* [EXERCISE DETAILS]
Below are entries; repeat exactly, and nothing else, the lines from the one holding "Give me the" through the one holding "string; value: React.ReactNode;", inclusive. Leave the pictures out.

* [INFORMATION SUPPLIED]
_ _ _ _

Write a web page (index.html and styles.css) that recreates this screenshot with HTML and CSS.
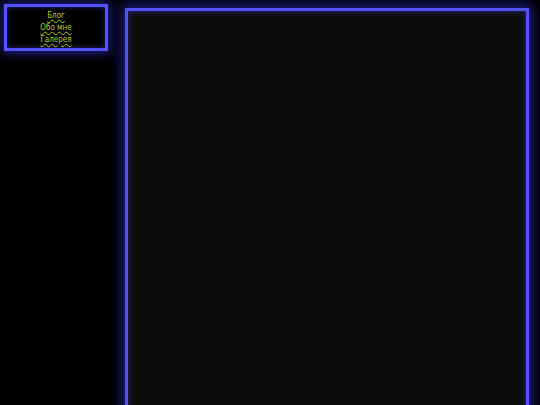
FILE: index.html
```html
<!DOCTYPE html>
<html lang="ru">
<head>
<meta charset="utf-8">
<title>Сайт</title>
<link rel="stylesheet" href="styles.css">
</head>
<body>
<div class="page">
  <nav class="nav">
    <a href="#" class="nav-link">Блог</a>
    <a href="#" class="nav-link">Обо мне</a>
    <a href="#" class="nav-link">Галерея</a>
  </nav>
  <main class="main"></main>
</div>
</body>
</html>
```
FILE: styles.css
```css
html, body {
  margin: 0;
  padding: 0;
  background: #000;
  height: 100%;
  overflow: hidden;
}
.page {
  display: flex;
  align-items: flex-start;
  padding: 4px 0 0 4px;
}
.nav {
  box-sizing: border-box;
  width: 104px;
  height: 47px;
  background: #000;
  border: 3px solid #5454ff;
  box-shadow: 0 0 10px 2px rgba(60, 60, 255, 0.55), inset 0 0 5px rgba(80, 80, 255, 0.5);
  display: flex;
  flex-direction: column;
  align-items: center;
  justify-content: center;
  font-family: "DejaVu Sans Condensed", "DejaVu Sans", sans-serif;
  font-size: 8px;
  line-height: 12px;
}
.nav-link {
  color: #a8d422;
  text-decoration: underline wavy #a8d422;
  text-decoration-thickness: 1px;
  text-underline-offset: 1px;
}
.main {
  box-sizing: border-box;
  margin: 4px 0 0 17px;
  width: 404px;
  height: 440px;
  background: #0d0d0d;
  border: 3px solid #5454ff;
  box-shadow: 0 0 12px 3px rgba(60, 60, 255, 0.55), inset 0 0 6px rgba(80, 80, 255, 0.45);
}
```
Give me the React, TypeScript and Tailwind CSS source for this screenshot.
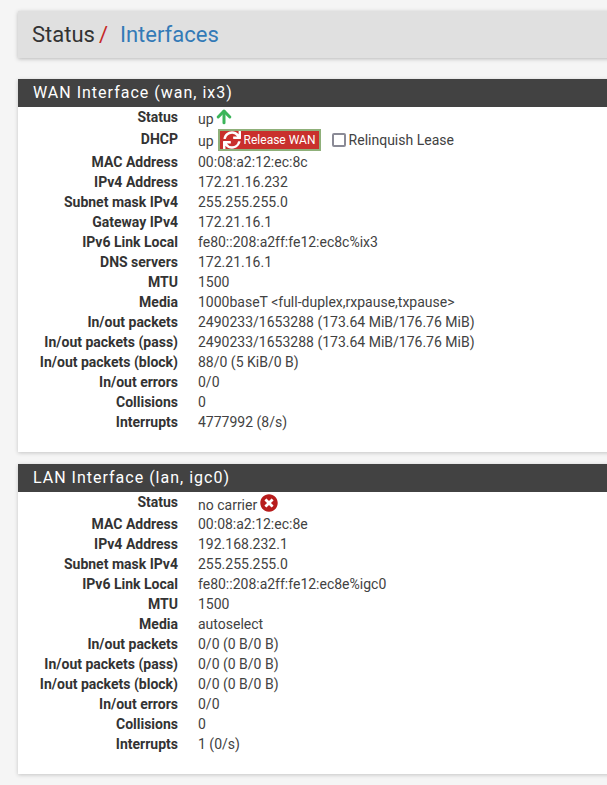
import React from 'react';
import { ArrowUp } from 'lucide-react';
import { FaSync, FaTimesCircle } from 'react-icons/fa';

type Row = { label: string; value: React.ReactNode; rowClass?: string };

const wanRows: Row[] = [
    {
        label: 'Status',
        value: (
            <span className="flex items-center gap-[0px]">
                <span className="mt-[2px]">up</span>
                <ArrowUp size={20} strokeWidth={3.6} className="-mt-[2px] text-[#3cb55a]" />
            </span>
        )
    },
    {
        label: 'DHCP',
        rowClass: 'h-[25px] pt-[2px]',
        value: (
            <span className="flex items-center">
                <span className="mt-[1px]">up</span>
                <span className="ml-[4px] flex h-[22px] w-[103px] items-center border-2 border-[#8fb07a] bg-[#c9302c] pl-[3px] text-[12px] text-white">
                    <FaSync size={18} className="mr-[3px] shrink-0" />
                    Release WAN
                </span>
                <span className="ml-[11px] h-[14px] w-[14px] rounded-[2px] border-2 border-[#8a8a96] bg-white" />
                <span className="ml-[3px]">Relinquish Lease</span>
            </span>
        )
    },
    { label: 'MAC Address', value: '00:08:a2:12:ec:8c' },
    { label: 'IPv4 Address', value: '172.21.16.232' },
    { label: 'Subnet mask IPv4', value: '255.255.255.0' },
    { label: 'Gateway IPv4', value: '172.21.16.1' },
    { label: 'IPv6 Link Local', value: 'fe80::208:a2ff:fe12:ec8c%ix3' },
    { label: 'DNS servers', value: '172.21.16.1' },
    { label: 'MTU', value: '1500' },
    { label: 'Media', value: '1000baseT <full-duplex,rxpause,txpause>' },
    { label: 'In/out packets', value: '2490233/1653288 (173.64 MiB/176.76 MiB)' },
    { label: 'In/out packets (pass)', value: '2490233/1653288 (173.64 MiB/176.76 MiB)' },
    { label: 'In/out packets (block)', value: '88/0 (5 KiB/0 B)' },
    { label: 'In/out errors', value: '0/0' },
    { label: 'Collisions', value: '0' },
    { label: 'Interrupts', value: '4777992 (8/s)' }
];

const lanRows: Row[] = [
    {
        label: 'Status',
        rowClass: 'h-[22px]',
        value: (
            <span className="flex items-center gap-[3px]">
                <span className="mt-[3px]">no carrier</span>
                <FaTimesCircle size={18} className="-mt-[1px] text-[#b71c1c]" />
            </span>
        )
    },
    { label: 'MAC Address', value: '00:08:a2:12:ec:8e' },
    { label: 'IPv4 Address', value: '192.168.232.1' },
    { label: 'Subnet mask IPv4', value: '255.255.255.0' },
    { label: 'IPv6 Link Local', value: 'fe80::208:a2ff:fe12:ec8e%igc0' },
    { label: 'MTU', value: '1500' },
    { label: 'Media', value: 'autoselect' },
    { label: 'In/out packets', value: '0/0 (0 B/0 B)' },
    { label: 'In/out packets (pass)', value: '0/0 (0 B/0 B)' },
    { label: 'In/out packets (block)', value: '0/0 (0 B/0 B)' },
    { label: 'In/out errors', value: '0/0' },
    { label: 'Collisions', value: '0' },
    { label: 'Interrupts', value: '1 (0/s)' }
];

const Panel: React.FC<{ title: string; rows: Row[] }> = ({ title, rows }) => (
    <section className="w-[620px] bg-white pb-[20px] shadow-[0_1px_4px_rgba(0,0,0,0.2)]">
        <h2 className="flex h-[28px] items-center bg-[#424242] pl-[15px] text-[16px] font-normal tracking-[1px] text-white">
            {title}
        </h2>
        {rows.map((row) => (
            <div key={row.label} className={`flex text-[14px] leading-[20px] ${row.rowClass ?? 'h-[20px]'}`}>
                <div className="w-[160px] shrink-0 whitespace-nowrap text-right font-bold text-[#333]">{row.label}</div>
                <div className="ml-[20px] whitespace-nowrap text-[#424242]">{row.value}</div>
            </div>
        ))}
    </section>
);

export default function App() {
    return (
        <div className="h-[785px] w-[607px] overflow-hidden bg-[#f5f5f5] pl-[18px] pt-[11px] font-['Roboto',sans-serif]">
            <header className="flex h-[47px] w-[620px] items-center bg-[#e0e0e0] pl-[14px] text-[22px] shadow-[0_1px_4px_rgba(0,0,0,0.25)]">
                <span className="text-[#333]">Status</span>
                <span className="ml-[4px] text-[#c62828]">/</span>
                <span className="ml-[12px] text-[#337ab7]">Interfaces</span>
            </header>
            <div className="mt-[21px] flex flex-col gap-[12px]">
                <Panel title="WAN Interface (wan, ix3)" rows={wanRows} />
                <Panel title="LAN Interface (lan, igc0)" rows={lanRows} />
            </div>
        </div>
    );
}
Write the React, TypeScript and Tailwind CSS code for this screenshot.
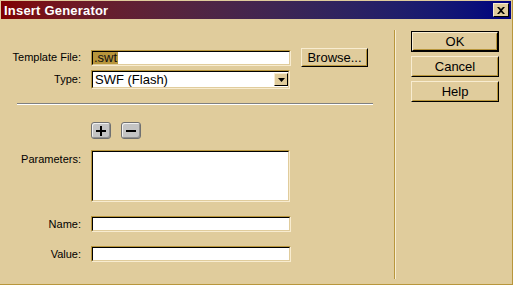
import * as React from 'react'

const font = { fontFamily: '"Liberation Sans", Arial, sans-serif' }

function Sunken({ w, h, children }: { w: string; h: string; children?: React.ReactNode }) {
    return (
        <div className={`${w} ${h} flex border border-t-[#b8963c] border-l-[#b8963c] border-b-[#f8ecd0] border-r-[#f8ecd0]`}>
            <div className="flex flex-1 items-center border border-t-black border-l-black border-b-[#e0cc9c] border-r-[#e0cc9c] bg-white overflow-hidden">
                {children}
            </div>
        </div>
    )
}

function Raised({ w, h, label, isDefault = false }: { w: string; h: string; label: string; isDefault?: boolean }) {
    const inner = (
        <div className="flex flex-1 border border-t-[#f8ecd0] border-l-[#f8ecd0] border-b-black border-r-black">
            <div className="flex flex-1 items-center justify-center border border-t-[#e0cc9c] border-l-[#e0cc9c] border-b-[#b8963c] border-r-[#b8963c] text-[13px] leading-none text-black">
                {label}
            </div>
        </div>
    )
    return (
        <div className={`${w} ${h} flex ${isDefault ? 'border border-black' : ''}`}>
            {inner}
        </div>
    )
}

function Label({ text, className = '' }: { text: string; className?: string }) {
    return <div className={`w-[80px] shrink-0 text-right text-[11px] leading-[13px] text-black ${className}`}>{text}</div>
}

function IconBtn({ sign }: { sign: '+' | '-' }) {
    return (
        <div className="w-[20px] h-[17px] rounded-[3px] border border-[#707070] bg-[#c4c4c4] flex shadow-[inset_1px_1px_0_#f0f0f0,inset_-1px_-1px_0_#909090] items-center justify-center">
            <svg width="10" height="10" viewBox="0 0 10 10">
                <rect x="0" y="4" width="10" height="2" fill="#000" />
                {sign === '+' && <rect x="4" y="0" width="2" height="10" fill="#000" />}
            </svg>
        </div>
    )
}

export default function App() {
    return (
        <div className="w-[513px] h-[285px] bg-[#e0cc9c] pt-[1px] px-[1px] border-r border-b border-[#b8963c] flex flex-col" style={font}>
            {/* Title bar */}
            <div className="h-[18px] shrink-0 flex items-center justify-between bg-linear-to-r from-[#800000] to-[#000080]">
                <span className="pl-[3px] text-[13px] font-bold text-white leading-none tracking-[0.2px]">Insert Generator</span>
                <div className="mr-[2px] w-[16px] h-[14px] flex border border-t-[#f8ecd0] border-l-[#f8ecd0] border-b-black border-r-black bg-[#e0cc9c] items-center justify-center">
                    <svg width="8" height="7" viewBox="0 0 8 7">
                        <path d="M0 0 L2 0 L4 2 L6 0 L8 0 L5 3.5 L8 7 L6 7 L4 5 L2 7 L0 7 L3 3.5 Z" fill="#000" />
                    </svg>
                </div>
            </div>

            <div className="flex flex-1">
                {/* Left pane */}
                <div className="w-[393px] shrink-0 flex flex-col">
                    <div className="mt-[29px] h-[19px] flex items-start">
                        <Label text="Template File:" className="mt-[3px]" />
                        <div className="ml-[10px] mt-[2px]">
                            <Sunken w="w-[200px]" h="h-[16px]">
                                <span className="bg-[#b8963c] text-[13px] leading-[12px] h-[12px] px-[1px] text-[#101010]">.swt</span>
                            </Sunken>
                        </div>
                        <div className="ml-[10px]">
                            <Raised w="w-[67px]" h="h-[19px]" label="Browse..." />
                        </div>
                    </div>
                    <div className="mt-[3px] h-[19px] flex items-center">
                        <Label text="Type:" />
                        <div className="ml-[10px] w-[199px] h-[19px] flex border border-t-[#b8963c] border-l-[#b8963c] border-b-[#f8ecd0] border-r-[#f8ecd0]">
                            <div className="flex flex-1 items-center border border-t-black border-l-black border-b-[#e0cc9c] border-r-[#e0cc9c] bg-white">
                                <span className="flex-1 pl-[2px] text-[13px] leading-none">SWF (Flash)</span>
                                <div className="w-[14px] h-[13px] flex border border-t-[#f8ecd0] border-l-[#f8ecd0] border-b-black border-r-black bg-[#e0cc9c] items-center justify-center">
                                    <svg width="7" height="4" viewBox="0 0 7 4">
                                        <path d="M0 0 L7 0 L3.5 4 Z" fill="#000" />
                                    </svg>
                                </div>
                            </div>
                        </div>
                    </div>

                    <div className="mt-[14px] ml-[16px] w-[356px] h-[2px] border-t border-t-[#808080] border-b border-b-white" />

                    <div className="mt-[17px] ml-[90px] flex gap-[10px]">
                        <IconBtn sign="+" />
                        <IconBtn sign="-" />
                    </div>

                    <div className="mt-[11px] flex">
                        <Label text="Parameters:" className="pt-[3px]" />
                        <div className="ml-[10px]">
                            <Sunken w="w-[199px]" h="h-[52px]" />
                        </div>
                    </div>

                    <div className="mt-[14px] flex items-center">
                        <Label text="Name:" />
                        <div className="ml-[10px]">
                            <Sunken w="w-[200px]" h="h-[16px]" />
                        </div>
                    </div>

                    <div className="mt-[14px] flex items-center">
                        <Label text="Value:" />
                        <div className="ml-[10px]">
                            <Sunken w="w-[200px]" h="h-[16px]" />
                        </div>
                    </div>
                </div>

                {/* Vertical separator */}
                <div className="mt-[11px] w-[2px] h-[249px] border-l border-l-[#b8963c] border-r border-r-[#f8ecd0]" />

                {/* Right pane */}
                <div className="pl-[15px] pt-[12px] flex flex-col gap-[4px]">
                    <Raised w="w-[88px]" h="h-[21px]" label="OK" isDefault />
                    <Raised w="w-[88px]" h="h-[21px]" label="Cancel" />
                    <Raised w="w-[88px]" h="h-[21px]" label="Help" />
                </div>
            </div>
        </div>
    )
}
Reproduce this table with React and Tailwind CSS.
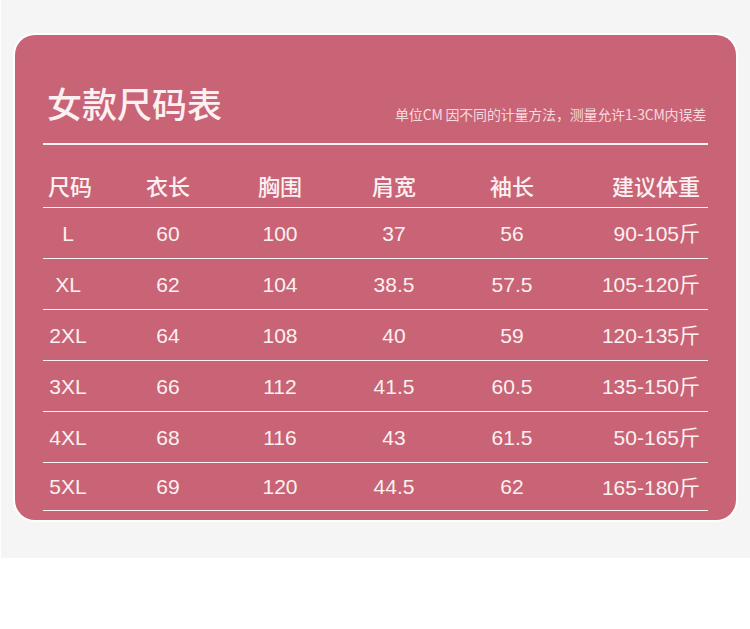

_ _ _ _

* [ANSWER TO THIS PROBLEM]
Give me the React, TypeScript and Tailwind CSS source for this screenshot.
import React from 'react';
import { ArrowUp } from 'lucide-react';
import { FaSync, FaTimesCircle } from 'react-icons/fa';

type Row = { label: string; value: React.ReactNode; rowClass?: string };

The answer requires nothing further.